Angèle a fui la Côte d’Ivoire, sa terre natale, perdu sa famille, tenté sa chance en Tunisie, avant d’arriver en France, avec ses deux enfants pour seule richesse. Elle se dit reconnaissante. “Je vous présente Gentille numéro 1 et Gentille numéro 2”, sourit-elle en montrant du doigt Christine et Claudine, bénévoles, avant d’ajouter : “la gentillesse donne de l’espoir”. Aujourd'hui, elle veut passer le permis, a fait plusieurs stages pour devenir aide-soignante mais rêve de travailler dans la restauration. Claudine rebondit : “Ah bon ? Mais il faut venir à nos ateliers !”

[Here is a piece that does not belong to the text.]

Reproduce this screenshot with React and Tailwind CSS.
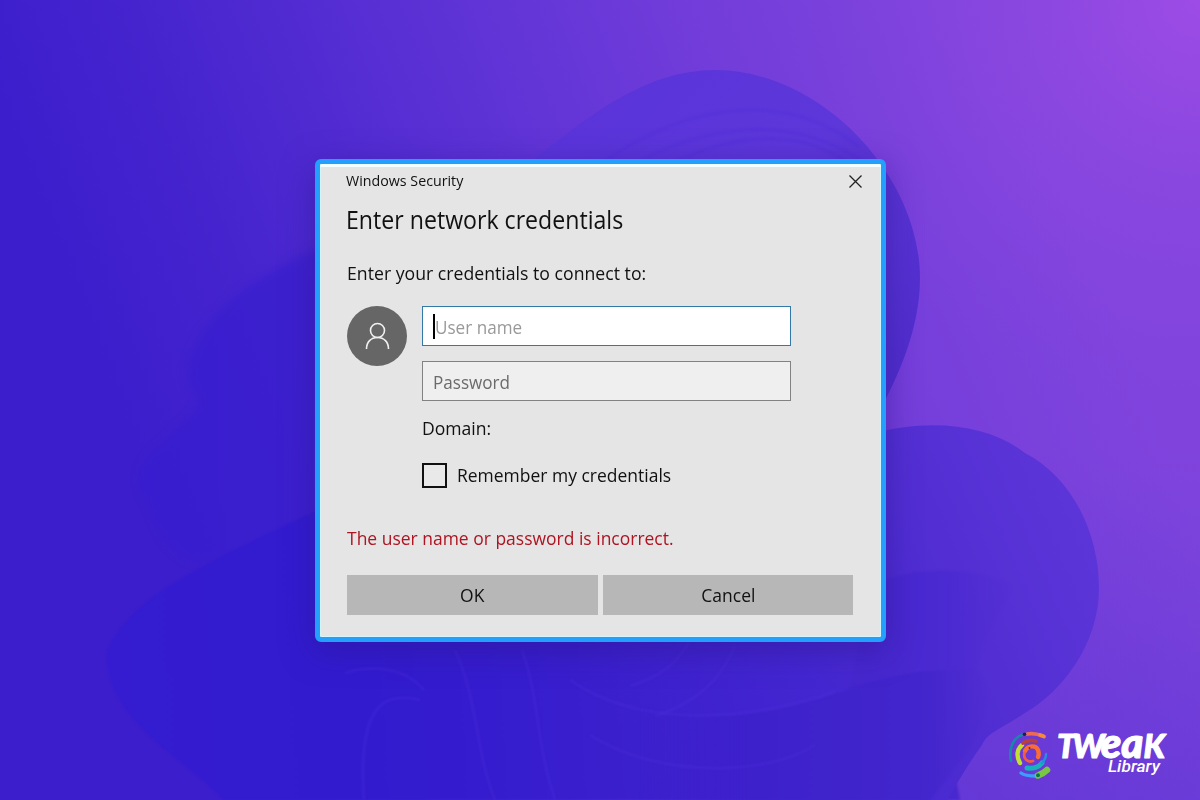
import { useState } from 'react';

const Wallpaper = () => (
  <svg className="absolute inset-0 h-full w-full" viewBox="0 0 1200 800" preserveAspectRatio="none" aria-hidden="true">
    <defs>
      <linearGradient id="base" x1="150" y1="500" x2="1050" y2="150" gradientUnits="userSpaceOnUse">
        <stop offset="0" stopColor="#3c1ecc" />
        <stop offset="0.17" stopColor="#4524ce" />
        <stop offset="0.5" stopColor="#6034d6" />
        <stop offset="0.72" stopColor="#733dda" />
        <stop offset="1" stopColor="#8044dd" />
      </linearGradient>
      <radialGradient id="glow" cx="1200" cy="0" r="420" gradientUnits="userSpaceOnUse">
        <stop offset="0" stopColor="#a14de7" stopOpacity="0.9" />
        <stop offset="1" stopColor="#8245dd" stopOpacity="0" />
      </radialGradient>
      <linearGradient id="dusk" x1="0" y1="450" x2="0" y2="800" gradientUnits="userSpaceOnUse">
        <stop offset="0" stopColor="#5a35d4" stopOpacity="0" />
        <stop offset="1" stopColor="#5a35d4" stopOpacity="0.5" />
      </linearGradient>
      <linearGradient id="bloomTop" x1="560" y1="80" x2="920" y2="400" gradientUnits="userSpaceOnUse">
        <stop offset="0" stopColor="#5934d9" />
        <stop offset="0.5" stopColor="#5e37d9" />
        <stop offset="1" stopColor="#4f2ccb" />
      </linearGradient>
      <linearGradient id="bloomLeft" x1="110" y1="600" x2="900" y2="560" gradientUnits="userSpaceOnUse">
        <stop offset="0" stopColor="#351cd0" />
        <stop offset="0.3" stopColor="#321bcf" />
        <stop offset="0.5" stopColor="#361dce" />
        <stop offset="0.75" stopColor="#3f22cd" />
        <stop offset="1" stopColor="#4828cf" />
      </linearGradient>
      <linearGradient id="bloomRight" x1="600" y1="750" x2="1090" y2="540" gradientUnits="userSpaceOnUse">
        <stop offset="0" stopColor="#3c20cf" stopOpacity="0" />
        <stop offset="0.4" stopColor="#4326d0" />
        <stop offset="0.75" stopColor="#532fd3" />
        <stop offset="1" stopColor="#5c35d8" />
      </linearGradient>
      <linearGradient id="foldUpper" x1="860" y1="0" x2="1030" y2="0" gradientUnits="userSpaceOnUse">
        <stop offset="0" stopColor="#4627ce" />
        <stop offset="0.5" stopColor="#4b2ad2" />
        <stop offset="1" stopColor="#552fd4" stopOpacity="0" />
      </linearGradient>
      <linearGradient id="foldLower" x1="640" y1="0" x2="1000" y2="0" gradientUnits="userSpaceOnUse">
        <stop offset="0" stopColor="#3c20cc" stopOpacity="0" />
        <stop offset="0.3" stopColor="#3d21cb" />
        <stop offset="0.8" stopColor="#4326cc" />
        <stop offset="1" stopColor="#4e2bd1" stopOpacity="0" />
      </linearGradient>
      <linearGradient id="petal" x1="140" y1="0" x2="340" y2="0" gradientUnits="userSpaceOnUse">
        <stop offset="0" stopColor="#361dd0" />
        <stop offset="1" stopColor="#3a20cd" />
      </linearGradient>
      <filter id="soft" colorInterpolationFilters="sRGB">
        <feGaussianBlur stdDeviation="1.2" />
      </filter>
      <filter id="softer" x="-20%" y="-20%" width="140%" height="140%" colorInterpolationFilters="sRGB">
        <feGaussianBlur stdDeviation="4" />
      </filter>
    </defs>

    <rect width="1200" height="800" fill="url(#base)" />
    <rect width="1200" height="800" fill="url(#glow)" />
    <rect x="900" y="450" width="300" height="350" fill="url(#dusk)" />

    <path d="M510 178C580 124 638 70 716 70C822 71 920 176 920 278C920 331 896 380 880 410L520 430Z" fill="url(#bloomTop)" />
    <g fill="none" stroke="#4f2fdb" strokeOpacity="0.45" filter="url(#soft)" strokeWidth="2.5">
      <path d="M604 162C690 101 786 91 858 146" />
      <path d="M642 160C710 125 790 114 860 160" />
      <path d="M670 164C738 132 800 128 850 164" />
    </g>

    <path d="M340 240C230 280 180 340 190 385C205 405 198 408 170 435C137 465 133 480 150 505C160 540 178 560 202 563L340 540Z" fill="url(#petal)" fillOpacity="0.75" filter="url(#softer)" />
    <path d="M340 500C210 560 128 596 107 652C104 720 185 758 223 800L960 800L900 500Z" fill="url(#bloomLeft)" filter="url(#soft)" />

    <path d="M870 434C930 418 988 424 1025 453C1073 478 1099 534 1099 588C1099 646 1060 693 1025 713C1000 730 988 732 982 745C968 764 957 784 947 800L560 800L600 620L870 620Z" fill="url(#bloomRight)" />
    <path d="M870 586C920 564 975 567 1012 586L985 640L975 672C940 662 890 672 850 690Z" fill="url(#foldUpper)" filter="url(#soft)" />
    <path d="M620 700C700 728 760 718 840 692C900 670 945 666 978 672C1000 700 980 740 930 800L600 800Z" fill="url(#foldLower)" filter="url(#soft)" />

    <g fill="none" stroke="#5535e0" strokeOpacity="0.26" filter="url(#soft)" strokeWidth="2.5">
      <path d="M345 673C375 664 405 668 424 690" />
      <path d="M364 800C358 710 380 690 420 700" />
      <path d="M455 650C478 700 475 750 495 800" />
      <path d="M522 650C540 700 535 740 555 800" />
      <path d="M570 680C635 725 735 725 835 692" />
      <path d="M590 735C660 780 770 775 815 745" />
      <path d="M690 640C675 668 655 678 630 686" />
      <path d="M735 645C720 685 690 705 655 716" />
    </g>
  </svg>
);

const UserGlyph = () => (
  <svg className="h-[30px] w-[26px]" viewBox="0 0 26 30" fill="none" stroke="#f1f1f1" strokeWidth="1.6">
    <circle cx="13.5" cy="9.5" r="7" />
    <path d="M2.5 28C2.5 21 7 16.5 13.5 16.5S24.5 21 24.5 28" />
  </svg>
);

const CloseGlyph = () => (
  <svg className="h-[13px] w-[13px]" viewBox="0 0 13 13" fill="none" stroke="#222" strokeWidth="1.3">
    <path d="M0.5 0.5L12.5 12.5M12.5 0.5L0.5 12.5" />
  </svg>
);

const Logo = () => (
  <svg className="absolute left-[1005px] top-[705px] h-[90px] w-[180px]" viewBox="0 -20 180 90">
    <g fill="none" strokeLinecap="round">
      <path d="M6 36C3 23 9 12 18 9.5" stroke="#1688a8" strokeWidth="2.6" />
      <path d="M22 9C28 8 33 9 38 11" stroke="#ee6a50" strokeWidth="3.8" />
      <path d="M35 10L39 11.5" stroke="#f58a3b" strokeWidth="3.8" />
      <circle cx="19.5" cy="9.3" r="1.8" fill="#172052" />
      <path d="M15 38C11 31 12 24 17 20" stroke="#c1e02f" strokeWidth="4.4" />
      <path d="M18 18C22 15 27 15 31 16" stroke="#b83f3c" strokeWidth="3.8" />
      <path d="M20 26C23 20 31 20 33 25C34 28 34 30 33 32" stroke="#fb6b32" strokeWidth="4.4" />
      <path d="M19.5 28C18 33 22 38 28 36" stroke="#f45a42" strokeWidth="2.8" />
      <circle cx="24.5" cy="23" r="1" fill="#7b2935" />
      <path d="M22 43C28 44 34 42 37 38" stroke="#18b1bc" strokeWidth="5" />
      <path d="M37 38C40 35 41 32 41 29" stroke="#248ee0" strokeWidth="2.4" />
      <path d="M16 48C20 51 25 51 31 51" stroke="#3e9cfa" strokeWidth="3.4" />
      <path d="M33 50.5C37 49 39 48 42 45" stroke="#79c843" strokeWidth="6.5" />
      <circle cx="33" cy="50.3" r="2" fill="#08764e" />
    </g>
    <text
      x="52"
      y="32.5"
      fontSize="33"
      fill="#fff"
      stroke="#fff"
      strokeWidth="1.1"
      strokeLinejoin="round"
      textLength="108"
      lengthAdjust="spacingAndGlyphs"
      className="font-['Lato'] font-black italic"
    >
      T<tspan dx="-3">W</tspan>
      <tspan fontSize="42" dx="-4">ea</tspan>
      <tspan>K</tspan>
    </text>
    <text x="103" y="47" fontSize="16.5" fill="#fff" textLength="52" lengthAdjust="spacingAndGlyphs" className="font-['Roboto'] font-medium italic">
      Library
    </text>
  </svg>
);

const CredentialsDialog = () => {
  const [remember, setRemember] = useState(false);

  return (
    <div className="relative flex h-[483px] w-[571px] flex-col rounded-md border-[5px] border-[#249ffb] bg-[#e5e5e5] pl-[27px] pr-[23px] text-[19px] text-[#111] shadow-[inset_0_3px_0_#f3ffff,inset_-1px_-1px_0_#d5f5fb,inset_1px_0_0_#d5f5fb,0_8px_32px_0_rgba(42,22,140,0.5)]">
      <div className="flex h-[34px] items-center justify-between">
        <span className="-mt-px -ml-px origin-left scale-x-[0.95] whitespace-nowrap text-[15px]">Windows Security</span>
        <button className="-mr-[9px] flex h-6 w-6 items-center justify-center" aria-label="Close">
          <CloseGlyph />
        </button>
      </div>
      <h1 className="-ml-px flex h-11 origin-left scale-x-[0.925] items-center whitespace-nowrap text-[25px]">
        Enter network credentials
      </h1>
      <p className="flex h-[62px] origin-left scale-x-[0.93] items-center whitespace-nowrap">
        Enter your credentials to connect to:
      </p>

      <div className="mt-0.5 flex gap-[15px]">
        <div className="flex h-[60px] w-[60px] shrink-0 items-center justify-center rounded-full bg-[#666]">
          <UserGlyph />
        </div>
        <div className="flex w-[369px] flex-col">
          <div className="flex h-10 items-center border-[1.5px] border-[#3279a8] bg-white pl-2.5">
            <span className="h-[25px] w-[1.5px] bg-black" />
            <span className="mt-[3px] origin-left scale-x-[0.9] whitespace-nowrap text-[#999]">User name</span>
          </div>
          <div className="mt-[15px] flex h-10 items-center border-[1.5px] border-[#828282] bg-[#efefef] pl-2.5">
            <span className="mt-[3px] origin-left scale-x-[0.9] whitespace-nowrap text-[#6b6b6b]">Password</span>
          </div>
          <span className="flex h-[54px] origin-left scale-x-[0.925] items-center">Domain:</span>
          <label className="mt-0.5 flex h-9 items-center gap-2.5 whitespace-nowrap">
            <input
              type="checkbox"
              checked={remember}
              onChange={() => setRemember(!remember)}
              className="h-[25px] w-[25px] shrink-0 appearance-none border-2 border-[#111] bg-[#e9e9e9]"
            />
            <span className="origin-left scale-x-[0.92]">Remember my credentials</span>
          </label>
        </div>
      </div>

      <p className="mt-[27px] flex h-9 origin-left scale-x-[0.92] items-center whitespace-nowrap text-[#ae1422]">
        The user name or password is incorrect.
      </p>
      <div className="mt-[19px] flex gap-[5px]">
        <button className="h-10 w-[251px] shrink-0 bg-[#b7b7b7]">
          <span className="inline-block scale-x-[0.92]">OK</span>
        </button>
        <button className="h-10 w-[250px] shrink-0 bg-[#b7b7b7]">
          <span className="inline-block scale-x-[0.92]">Cancel</span>
        </button>
      </div>
    </div>
  );
};

export default function App() {
  return (
    <div className="relative h-[800px] w-[1200px] overflow-hidden bg-[#3d1ecb] pl-[315px] pt-[159px] font-['Open_Sans','Noto_Sans',sans-serif]">
      <Wallpaper />
      <CredentialsDialog />
      <Logo />
    </div>
  );
}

L’Espace bébé-parents propose en effet des ateliers cuisine. L’occasion de partager un moment convivial entre bénévoles et familles. D’autres activités sont régulièrement proposées. Aujourd’hui, c’est massage ! Une fois par mois, ce tout nouvel atelier offre à ces mères isolées le répit qu’elles ne s'accordent jamais. “Elles sont souvent étonnées de se voir proposer un massage, raconte Christine. À leurs yeux, c’est un luxe qu’elles ne peuvent pas se permettre. Quand on pense massage, on pense généralement bien-être. Cet atelier est bien plus que cela. C’est un soin à part entière, une manière, quelque part, de les réparer.” La dernière fois, une femme s'est endormie sur la table. Une autre, arrivée effondrée, est sortie en dansant. À l’image du lieu, cet atelier permet aux familles écrasées par la vie de tenir debout, de repartir le cœur un peu plus léger et la tête haute.